We are broadly interested in understanding how anthropogenic stressors, such as climate change and capture, affect coastal fishes. Specifically, we study how the cardiorespiratory systems of benthic elasmobranch and teleost fishes respond to concurrent stressors (e.g., acidosis and hypoxia). We hope to broadly apply these mechanistic processes to the management process, helping refine our ability to ask meaningful questions and create effective fisheries regulations.
See below for specific projects.
Impacts of Oxygen Availability on Cardiac Function
The heart is one of the first organs to fail at high temperatures, and may be the mechanism limiting organismal thermal limits. It is unknown, however, what causes cardiac arrhythmia at high temperatures. We are investigating how oxygen availability (or lack thereof) may limit cardiac function through in vivo techniques that assess cardiac thermal scope.
Blood Oxygen Affinity in Elasmobranch Fishes
Blood oxygen affinity is the essential process that allows oxygen uptake at the gills and offloading at the capillaries. While this has been extensively studied in teleost fishes, less is know about this process in elasmobranch fishes. Specifically, we are interested in examining patterns in blood P50 across species with relation to metabolic rate and hypoxia tolerance.

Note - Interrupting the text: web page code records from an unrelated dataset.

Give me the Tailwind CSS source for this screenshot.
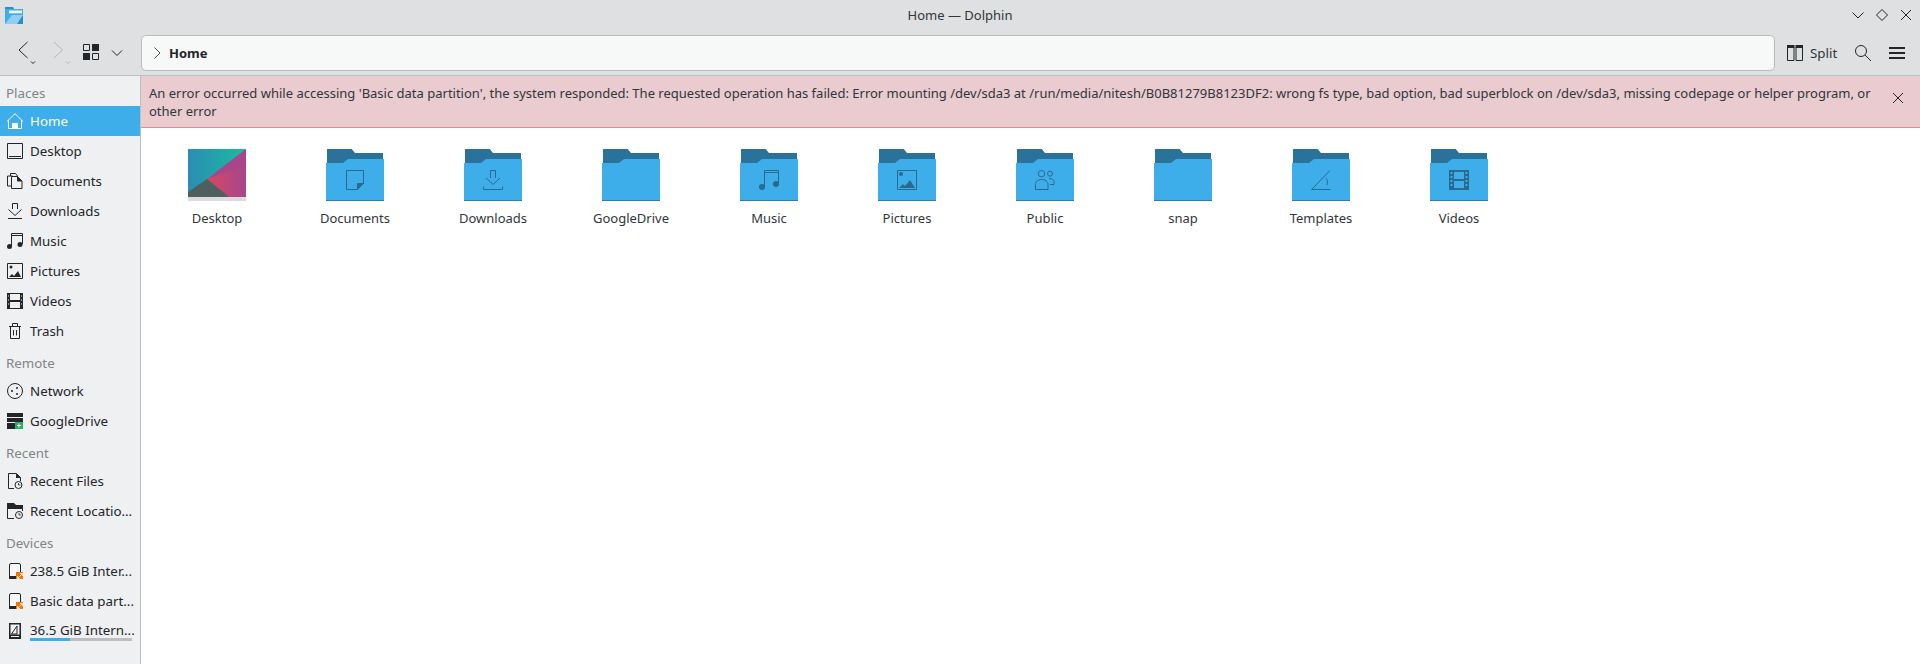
<!DOCTYPE html>
<html lang="en">
<head>
  <meta charset="UTF-8">
  <title>Home — Dolphin</title>
  <script src="https://cdn.jsdelivr.net/npm/@tailwindcss/browser@4"></script>
</head>
<body class="w-[1920px] h-[664px] overflow-hidden bg-white text-[#232629] font-['Noto_Sans',sans-serif] text-[13.33px] leading-[18px]">
  <!-- Title bar -->
  <div class="h-[30px] bg-[#dee0e2] flex items-center">
    <div class="w-[80px]">
      <svg class="ml-[5px] w-[18px] h-[18px] mt-[1px]" viewBox="0 0 18 18">
        <path d="M0 0h8l1 2h9v15H0z" fill="#2c8ec8"/>
        <path d="M0 2h18v15H0z" fill="#3daee9"/>
        <path d="M9 8h9v9H9z" fill="#2c8ec8"/>
        <path d="M0 17l7-9h11l-6 9z" fill="#8fd0f2"/>
        <path d="M4 3.500h13v2.800H4z" fill="#f4f8fb"/>
      </svg>
    </div>
    <div class="flex-1 text-center text-[13px] text-[#31363b] -mt-[1px]">Home — Dolphin</div>
    <div class="w-[80px] flex items-center justify-end gap-[8px] pr-[6px]">
      <svg class="w-4 h-4" viewBox="0 0 16 16" fill="none" stroke="#232629"><path d="M2.500 5.500L8 11l5.500-5.500"/></svg>
      <svg class="w-4 h-4" viewBox="0 0 16 16" fill="none" stroke="#232629"><path d="M8 2.500L13.500 8 8 13.500 2.500 8z"/></svg>
      <svg class="w-4 h-4" viewBox="0 0 16 16" fill="none" stroke="#232629"><path d="M3 3l10 10M13 3L3 13"/></svg>
    </div>
  </div>

  <!-- Toolbar -->
  <div class="h-[46px] bg-[#dee0e2] border-b border-[#bcbec0] flex items-center">
    <div class="w-[141px] flex items-center shrink-0 pl-[18px]">
      <svg class="w-[20px] h-[26px]" viewBox="0 0 20 26" fill="none" stroke="#232629"><path d="M9.500 2L1 10l8.500 8"/><path d="M13 21.500l2 2 2-2"/></svg>
      <svg class="w-[20px] h-[26px] ml-[15px]" viewBox="0 0 20 26" fill="none" stroke="#b4b6b8"><path d="M1 2l8.500 8L1 18"/><path d="M13 21.500l2 2 2-2"/></svg>
      <svg class="w-4 h-4 ml-[10px] -mt-[1px]" viewBox="0 0 16 16"><path d="M.5.500h6v6h-6zM9.500 9.500h6v6h-6z" fill="none" stroke="#232629"/><path d="M9 0h7v7H9zM0 9h7v7H0z" fill="#232629"/></svg>
      <svg class="w-[12px] h-[12px] ml-[12px]" viewBox="0 0 12 12" fill="none" stroke="#232629"><path d="M1 3.500L6 8.500l5-5"/></svg>
    </div>
    <div class="w-[1634px] h-[36px] bg-[#f7f8f8] border border-[#b8babc] rounded-[5px] flex items-center pl-[11px] shrink-0">
      <svg class="w-[8px] h-[12px]" viewBox="0 0 8 12" fill="none" stroke="#4d4d4d"><path d="M1.500.500L7 6l-5.500 5.500"/></svg>
      <span class="ml-[8px] font-bold text-[13px]">Home</span>
    </div>
    <div class="flex items-center ml-[12px]">
      <svg class="w-4 h-4" viewBox="0 0 16 16" fill="none" stroke="#232629"><path d="M.5 2.500h6.500v13H.5zM9 2.500h6.500v13H9z"/><path d="M0 0h7.500v3H0zM8.500 0H16v3H8.500z" fill="#232629" stroke="none"/></svg>
      <span class="ml-[7px] text-[#31363b]">Split</span>
      <svg class="w-4 h-4 ml-[18px]" viewBox="0 0 16 16" fill="none" stroke="#232629"><circle cx="6" cy="6" r="5.500"/><path d="M10 10l6 6"/></svg>
      <svg class="w-4 h-4 ml-[18px]" viewBox="0 0 16 16" fill="#232629"><path d="M0 2h16v2H0zM0 7h16v2H0zM0 12h16v2H0z"/></svg>
    </div>
  </div>

  <div class="flex h-[588px]">
    <!-- Places panel -->
    <aside class="w-[141px] shrink-0 bg-[#eff0f1] border-r border-[#bcbec0] flex flex-col">
      <div class="h-[30px] pl-[6px] pt-[8px] text-[#7f8587]">Places</div>
      <div class="h-[30px] bg-[#3daee9] text-[#fcfcfc] flex items-center gap-[7px] pl-[7px]">
        <svg class="w-4 h-4 shrink-0" viewBox="0 0 16 16" fill="none" stroke="#fcfcfc"><path d="M0 8.500L8 .7l8 7.800M1.500 7v8.500h13V7"/><path d="M5.500 15.500v-5h5v5z" fill="#fcfcfc"/></svg>
        Home
      </div>
      <div class="h-[30px] flex items-center gap-[7px] pl-[7px]">
        <svg class="w-4 h-4 shrink-0" viewBox="0 0 16 16" fill="none" stroke="#232629"><path d="M.5.500h15v15H.5zM2 13.500h12"/></svg>
        Desktop
      </div>
      <div class="h-[30px] flex items-center gap-[7px] pl-[7px]">
        <svg class="w-4 h-4 shrink-0" viewBox="0 0 16 16" fill="none" stroke="#232629"><path d="M5.500 3H.5v10h4"/><path d="M3.500 3V.5h5l2 2.500"/><path d="M4.500 3.500h6l4.500 4.500v7.500H4.500z"/><path d="M10.500 3.500V8H15z" fill="#232629"/></svg>
        Documents
      </div>
      <div class="h-[30px] flex items-center gap-[7px] pl-[7px]">
        <svg class="w-4 h-4 shrink-0" viewBox="0 0 16 16" fill="none" stroke="#232629"><path d="M5.500 6V.5h5V6M1.500 6.500L8 12.500l6.500-6M1 15.500h14"/></svg>
        Downloads
      </div>
      <div class="h-[30px] flex items-center gap-[7px] pl-[7px]">
        <svg class="w-4 h-4 shrink-0" viewBox="0 0 16 16"><path d="M4.500 13V.5h11V11M4.500 2.500h11" fill="none" stroke="#232629"/><circle cx="2.500" cy="13.500" r="2.500" fill="#232629"/><circle cx="13" cy="11.500" r="2.500" fill="#232629"/></svg>
        Music
      </div>
      <div class="h-[30px] flex items-center gap-[7px] pl-[7px]">
        <svg class="w-4 h-4 shrink-0" viewBox="0 0 16 16"><path d="M.5.500h15v15H.5z" fill="none" stroke="#232629"/><circle cx="4" cy="4" r="1.500" fill="#232629"/><path d="M2 14l3-3 2 2 4-5 3 6z" fill="#232629"/></svg>
        Pictures
      </div>
      <div class="h-[30px] flex items-center gap-[7px] pl-[7px]">
        <svg class="w-4 h-4 shrink-0" viewBox="0 0 16 16"><path fill-rule="evenodd" d="M0 0h16v16H0zM3 1v6h10V1zM3 9v6h10V9z" fill="#232629"/><path d="M1 2h1v2H1zM1 6h1v2H1zM1 10h1v2H1zM14 2h1v2h-1zM14 6h1v2h-1zM14 10h1v2h-1z" fill="#8a8d90"/></svg>
        Videos
      </div>
      <div class="h-[30px] flex items-center gap-[7px] pl-[7px]">
        <svg class="w-4 h-4 shrink-0" viewBox="0 0 16 16" fill="none" stroke="#232629"><path d="M2 3.500h12M5.500 3V.5h5V3M3.500 3.500v12h9v-12M6.500 7v5.500M9.500 7v5.500"/></svg>
        Trash
      </div>
      <div class="h-[30px] pl-[6px] pt-[8px] text-[#7f8587]">Remote</div>
      <div class="h-[30px] flex items-center gap-[7px] pl-[7px]">
        <svg class="w-4 h-4 shrink-0" viewBox="0 0 16 16"><circle cx="8" cy="8" r="7.500" fill="none" stroke="#232629"/><circle cx="5" cy="8" r="1" fill="#232629"/><circle cx="10" cy="5" r="1" fill="#232629"/><circle cx="10" cy="11" r="1" fill="#232629"/></svg>
        Network
      </div>
      <div class="h-[30px] flex items-center gap-[7px] pl-[7px]">
        <svg class="w-4 h-4 shrink-0" viewBox="0 0 16 16"><path d="M0 0h16v4H0zM0 5h16v4H0zM0 10h16v6H0z" fill="#232629"/><path d="M8 9h8v7H8z" fill="#27ae60"/><path d="M10 12.500h4M12 10.500v4" stroke="#fcfcfc"/></svg>
        GoogleDrive
      </div>
      <div class="h-[30px] pl-[6px] pt-[8px] text-[#7f8587]">Recent</div>
      <div class="h-[30px] flex items-center gap-[7px] pl-[7px]">
        <svg class="w-4 h-4 shrink-0" viewBox="0 0 16 16"><path d="M7 15.500H1.500V.5h8l4 4V8" fill="none" stroke="#232629"/><path d="M9 .5V5h5" fill="#232629"/><circle cx="11.500" cy="12" r="3.500" fill="#eff0f1" stroke="#232629"/><path d="M11.500 10v2h2" fill="none" stroke="#232629" stroke-width=".8"/></svg>
        Recent Files
      </div>
      <div class="h-[30px] flex items-center gap-[7px] pl-[7px]">
        <svg class="w-4 h-4 shrink-0" viewBox="0 0 16 16"><path d="M0 0h7l2 2h7v4H0z" fill="#232629"/><path d="M.5 5v10.500H7M15.500 5v3" fill="none" stroke="#232629"/><circle cx="12" cy="12" r="3.500" fill="#eff0f1" stroke="#232629"/><path d="M12 10v2h2" fill="none" stroke="#232629" stroke-width=".8"/></svg>
        Recent Locatio...
      </div>
      <div class="h-[30px] pl-[6px] pt-[8px] text-[#7f8587]">Devices</div>
      <div class="h-[30px] flex items-center gap-[7px] pl-[7px]">
        <svg class="w-4 h-4 shrink-0" viewBox="0 0 16 16"><rect x="2.500" y=".5" width="11" height="15" rx="1.500" fill="#f7f8f8" stroke="#232629"/><path d="M2 13h12v3H2z" fill="#232629"/><path d="M9 9h8v8H9z" fill="#f67400"/><path d="M10.500 15.500l5-5M13 10.500h2.500V13M10.500 13v2.500H13" stroke="#fcfcfc" fill="none" stroke-width=".8"/></svg>
        238.5 GiB Inter...
      </div>
      <div class="h-[30px] flex items-center gap-[7px] pl-[7px]">
        <svg class="w-4 h-4 shrink-0" viewBox="0 0 16 16"><rect x="2.500" y=".5" width="11" height="15" rx="1.500" fill="#f7f8f8" stroke="#232629"/><path d="M2 13h12v3H2z" fill="#232629"/><path d="M9 9h8v8H9z" fill="#f67400"/><path d="M10.500 15.500l5-5M13 10.500h2.500V13M10.500 13v2.500H13" stroke="#fcfcfc" fill="none" stroke-width=".8"/></svg>
        Basic data part...
      </div>
      <div class="h-[30px] flex items-center gap-[7px] pl-[7px]">
        <svg class="w-4 h-4 shrink-0" viewBox="0 0 16 16"><path d="M2 0h12v16H2z" fill="#232629"/><path d="M3.500 1.500h9v10h-9z" fill="#eff0f1"/><path d="M4.500 11L10 3v8z" fill="none" stroke="#232629"/><path d="M4 13.500h8" stroke="#eff0f1"/></svg>
        <div class="flex flex-col mt-[2px]">
          <span class="leading-[15px]">36.5 GiB Intern...</span>
          <div class="w-[102px] h-[3px] bg-[#bcbec0]"><div class="h-full bg-[#3daee9]" style="width:39%"></div></div>
        </div>
      </div>
    </aside>

    <main class="flex-1 flex flex-col">
      <!-- Error message -->
      <div class="h-[52px] bg-[#e9cbd0] border-b border-[#da8d93] flex pl-[8px] pt-[8px] text-[13px] text-[#31363b]">
        <p class="w-[1740px]">An error occurred while accessing 'Basic data partition', the system responded: The requested operation has failed: Error mounting /dev/sda3 at /run/media/nitesh/B0B81279B8123DF2: wrong fs type, bad option, bad superblock on /dev/sda3, missing codepage or helper program, or other error</p>
        <svg class="w-4 h-4 ml-[1px] mt-[6px]" viewBox="0 0 16 16" fill="none" stroke="#232629"><path d="M3 3l10 10M13 3L3 13"/></svg>
      </div>

      <!-- Folder view -->
      <div class="flex pl-[7px] pt-[21px] text-[13px] text-[#31363b]">
        <div class="w-[138px] flex flex-col items-center gap-[8px]">
          <svg class="w-[58px] h-[52px]" viewBox="0 0 58 52">
            <defs><linearGradient id="wp" x1="0" y1="0" x2="1" y2="0"><stop offset="0" stop-color="#2b8db5"/><stop offset="1" stop-color="#1abc9c"/></linearGradient>
            <linearGradient id="rd" x1="0" y1="0" x2="1" y2="0"><stop offset="0" stop-color="#d2495f"/><stop offset="1" stop-color="#a8468d"/></linearGradient></defs>
            <path d="M0 0h58v48H0z" fill="url(#wp)"/>
            <path d="M58 0L19 30l39 18z" fill="#a8468d"/>
            <path d="M19 30l39-14v32H40z" fill="url(#rd)"/>
            <path d="M0 48v-5l19-13 22 18z" fill="#4e5f5e"/>
            <path d="M0 48h58v4H0z" fill="#dcdcdc"/>
          </svg>
          <span>Desktop</span>
        </div>
        <div class="w-[138px] flex flex-col items-center gap-[8px]">
          <svg class="w-[58px] h-[52px]" viewBox="0 0 58 52">
            <path d="M1 0h24.700L29 4h28v12H1z" fill="#2a7299"/><path d="M0 14h17l5-4h36v42H0z" fill="#3daee9"/><path d="M0 51h58v1H0z" fill="#2a7fb0"/>
            <g transform="translate(19 21)" fill="none" stroke="#2a6a8f" stroke-width="1"><path d="M1.500.5h17v13l-6 6h-11z"/><path d="M12.500 19.500v-6h6z" fill="#2a6a8f"/></g>
          </svg>
          <span>Documents</span>
        </div>
        <div class="w-[138px] flex flex-col items-center gap-[8px]">
          <svg class="w-[58px] h-[52px]" viewBox="0 0 58 52">
            <path d="M1 0h24.700L29 4h28v12H1z" fill="#2a7299"/><path d="M0 14h17l5-4h36v42H0z" fill="#3daee9"/><path d="M0 51h58v1H0z" fill="#2a7fb0"/>
            <g transform="translate(19 21)" fill="none" stroke="#2a6a8f"><path d="M7.500 8V.5h5V8M3 8l7 6.500L17 8M.5 16.500v3h19v-3"/></g>
          </svg>
          <span>Downloads</span>
        </div>
        <div class="w-[138px] flex flex-col items-center gap-[8px]">
          <svg class="w-[58px] h-[52px]" viewBox="0 0 58 52">
            <path d="M1 0h24.700L29 4h28v12H1z" fill="#2a7299"/><path d="M0 14h17l5-4h36v42H0z" fill="#3daee9"/><path d="M0 51h58v1H0z" fill="#2a7fb0"/>
          </svg>
          <span>GoogleDrive</span>
        </div>
        <div class="w-[138px] flex flex-col items-center gap-[8px]">
          <svg class="w-[58px] h-[52px]" viewBox="0 0 58 52">
            <path d="M1 0h24.700L29 4h28v12H1z" fill="#2a7299"/><path d="M0 14h17l5-4h36v42H0z" fill="#3daee9"/><path d="M0 51h58v1H0z" fill="#2a7fb0"/>
            <g transform="translate(19 21)"><path d="M5.500 16V.5h14V14M5.500 2.500h14" fill="none" stroke="#2a6a8f"/><circle cx="3" cy="17" r="3" fill="#2a6a8f"/><circle cx="17" cy="14" r="3" fill="#2a6a8f"/></g>
          </svg>
          <span>Music</span>
        </div>
        <div class="w-[138px] flex flex-col items-center gap-[8px]">
          <svg class="w-[58px] h-[52px]" viewBox="0 0 58 52">
            <path d="M1 0h24.700L29 4h28v12H1z" fill="#2a7299"/><path d="M0 14h17l5-4h36v42H0z" fill="#3daee9"/><path d="M0 51h58v1H0z" fill="#2a7fb0"/>
            <g transform="translate(19 21)"><path d="M.5.5h19v19H.5z" fill="none" stroke="#2a6a8f"/><circle cx="4" cy="4" r="2" fill="#2a6a8f"/><path d="M2 18l4-4 2 2 5-6 5 8z" fill="#2a6a8f"/></g>
          </svg>
          <span>Pictures</span>
        </div>
        <div class="w-[138px] flex flex-col items-center gap-[8px]">
          <svg class="w-[58px] h-[52px]" viewBox="0 0 58 52">
            <path d="M1 0h24.700L29 4h28v12H1z" fill="#2a7299"/><path d="M0 14h17l5-4h36v42H0z" fill="#3daee9"/><path d="M0 51h58v1H0z" fill="#2a7fb0"/>
            <g transform="translate(19 21)" fill="none" stroke="#2a6a8f"><circle cx="6.500" cy="3.700" r="3.200"/><circle cx="15" cy="3.700" r="2.500"/><path d="M.5 19.500v-5c0-3 2.500-5 6-5s6.500 2 6.500 5v5z"/><path d="M14 8.500c3 0 5 1 5 3.500v2.500h-4"/></g>
          </svg>
          <span>Public</span>
        </div>
        <div class="w-[138px] flex flex-col items-center gap-[8px]">
          <svg class="w-[58px] h-[52px]" viewBox="0 0 58 52">
            <path d="M1 0h24.700L29 4h28v12H1z" fill="#2a7299"/><path d="M0 14h17l5-4h36v42H0z" fill="#3daee9"/><path d="M0 51h58v1H0z" fill="#2a7fb0"/>
          </svg>
          <span>snap</span>
        </div>
        <div class="w-[138px] flex flex-col items-center gap-[8px]">
          <svg class="w-[58px] h-[52px]" viewBox="0 0 58 52">
            <path d="M1 0h24.700L29 4h28v12H1z" fill="#2a7299"/><path d="M0 14h17l5-4h36v42H0z" fill="#3daee9"/><path d="M0 51h58v1H0z" fill="#2a7fb0"/>
            <g transform="translate(19 21)" fill="none" stroke="#2a6a8f"><path d="M19 .5L.5 19.500h19"/><path d="M15 8c1.500 2 2 5 1 7"/></g>
          </svg>
          <span>Templates</span>
        </div>
        <div class="w-[138px] flex flex-col items-center gap-[8px]">
          <svg class="w-[58px] h-[52px]" viewBox="0 0 58 52">
            <path d="M1 0h24.700L29 4h28v12H1z" fill="#2a7299"/><path d="M0 14h17l5-4h36v42H0z" fill="#3daee9"/><path d="M0 51h58v1H0z" fill="#2a7fb0"/>
            <g transform="translate(19 21)"><path fill-rule="evenodd" d="M0 0h20v20H0zM5 2v7h10V2zM5 11v7h10v-7z" fill="#2a6a8f"/><path d="M1.500 2h2v2h-2zM1.500 6h2v2h-2zM1.500 10h2v2h-2zM1.500 14h2v2h-2zM16.500 2h2v2h-2zM16.500 6h2v2h-2zM16.500 10h2v2h-2zM16.500 14h2v2h-2z" fill="#3daee9"/></g>
          </svg>
          <span>Videos</span>
        </div>
      </div>
    </main>
  </div>
</body>
</html>
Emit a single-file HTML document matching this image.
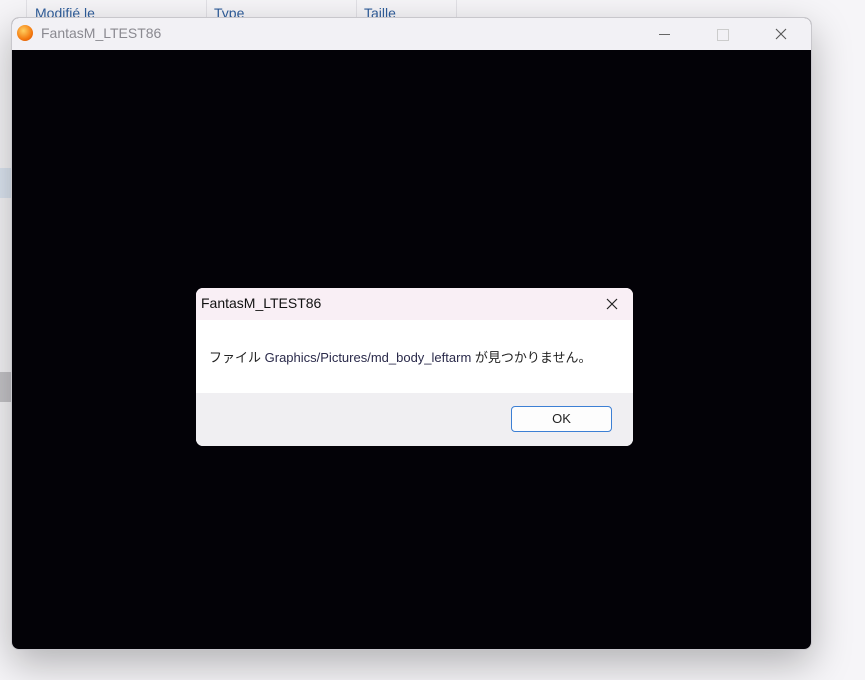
<!DOCTYPE html>
<html><head><meta charset="utf-8"><style>
body{margin:0;width:865px;height:680px;background:#f6f5f8;position:relative;overflow:hidden;font-family:"Segoe UI","Liberation Sans","Noto Sans CJK JP",sans-serif}
.hdr{position:absolute;top:0;height:22px;font-size:14px;color:#2f5e9c;}
.sep{position:absolute;top:0;height:20px;width:1px;background:#e2e1e6}
.win{position:absolute;left:11px;top:17px;width:799px;height:631px;border:1px solid #c8c7cc;border-radius:8px;background:#030207;overflow:hidden;box-shadow:0 14px 40px rgba(0,0,0,.28)}
.tb{height:32px;background:#f2f1f5;position:relative;font-size:14px;color:#8a8990}
.dlg{position:absolute;left:196px;top:288px;width:437px;height:158px;border-radius:7px;overflow:hidden;background:#fff}
</style></head><body>
<div style="position:absolute;left:0;top:168px;width:11px;height:30px;background:#dde6f2"></div>
<div style="position:absolute;left:0;top:372px;width:11px;height:30px;background:#c6c5c9"></div>
<div class="sep" style="left:26px"></div><div class="sep" style="left:206px"></div><div class="sep" style="left:356px"></div><div class="sep" style="left:456px"></div>
<div class="hdr" style="left:35px;top:5px">Modifié le</div>
<div class="hdr" style="left:214px;top:5px">Type</div>
<div class="hdr" style="left:364px;top:5px">Taille</div>
<div class="win">
<div class="tb">
<div style="position:absolute;left:5px;top:7px;width:16px;height:16px;border-radius:50%;background:radial-gradient(circle at 40% 35%,#ffd060,#f47a10 60%,#d04a00)"></div>
<div style="position:absolute;left:29px;top:7px">FantasM_LTEST86</div>
<div style="position:absolute;left:647px;top:16px;width:11px;height:1px;background:#666"></div>
<div style="position:absolute;left:705px;top:11px;width:10px;height:10px;border:1px solid #ccc"></div>
<svg style="position:absolute;left:763px;top:10px" width="12" height="12"><path d="M1 1L11 11M11 1L1 11" stroke="#555" stroke-width="1.1"/></svg>
</div>
</div>
<div class="dlg">
<div style="height:32px;background:#f9eff5;position:relative;font-size:14px;color:#111"><div style="position:absolute;left:5px;top:7px">FantasM_LTEST86</div>
<svg style="position:absolute;left:410px;top:10px" width="12" height="12"><path d="M1 1L11 11M11 1L1 11" stroke="#222" stroke-width="1.2"/></svg></div>
<div style="height:73px;position:relative;font-size:13px;color:#222"><div style="position:absolute;left:13px;top:27px;white-space:nowrap">ファイル <span style="color:#2a2a4a">Graphics/Pictures/md_body_leftarm</span> が見つかりません。</div></div>
<div style="height:53px;background:#f0eff2;position:relative"><div style="position:absolute;left:315px;top:13px;width:99px;height:24px;border:1px solid #3c7fd4;border-radius:4px;background:#fdfdfd;text-align:center;line-height:24px;font-size:13px;color:#222">OK</div></div>
</div>
</body></html>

Incorporating Ecologically Relevant Parameters into Lab-Based Experiments
Lab based experiments are essential for elucidating mechanisms driving observed physiological processes. When attempting to extrapolate results to the real world, however, the limitations of static or single-stressor treatments can lead to over- or under- estimation of ecological impacts. We are committed to assessing physiological responses across levels of biological organization to multiple concurrent stressors, and to using ecologically informed variability in our study designs, in order to better predict real-world consequences of climate change.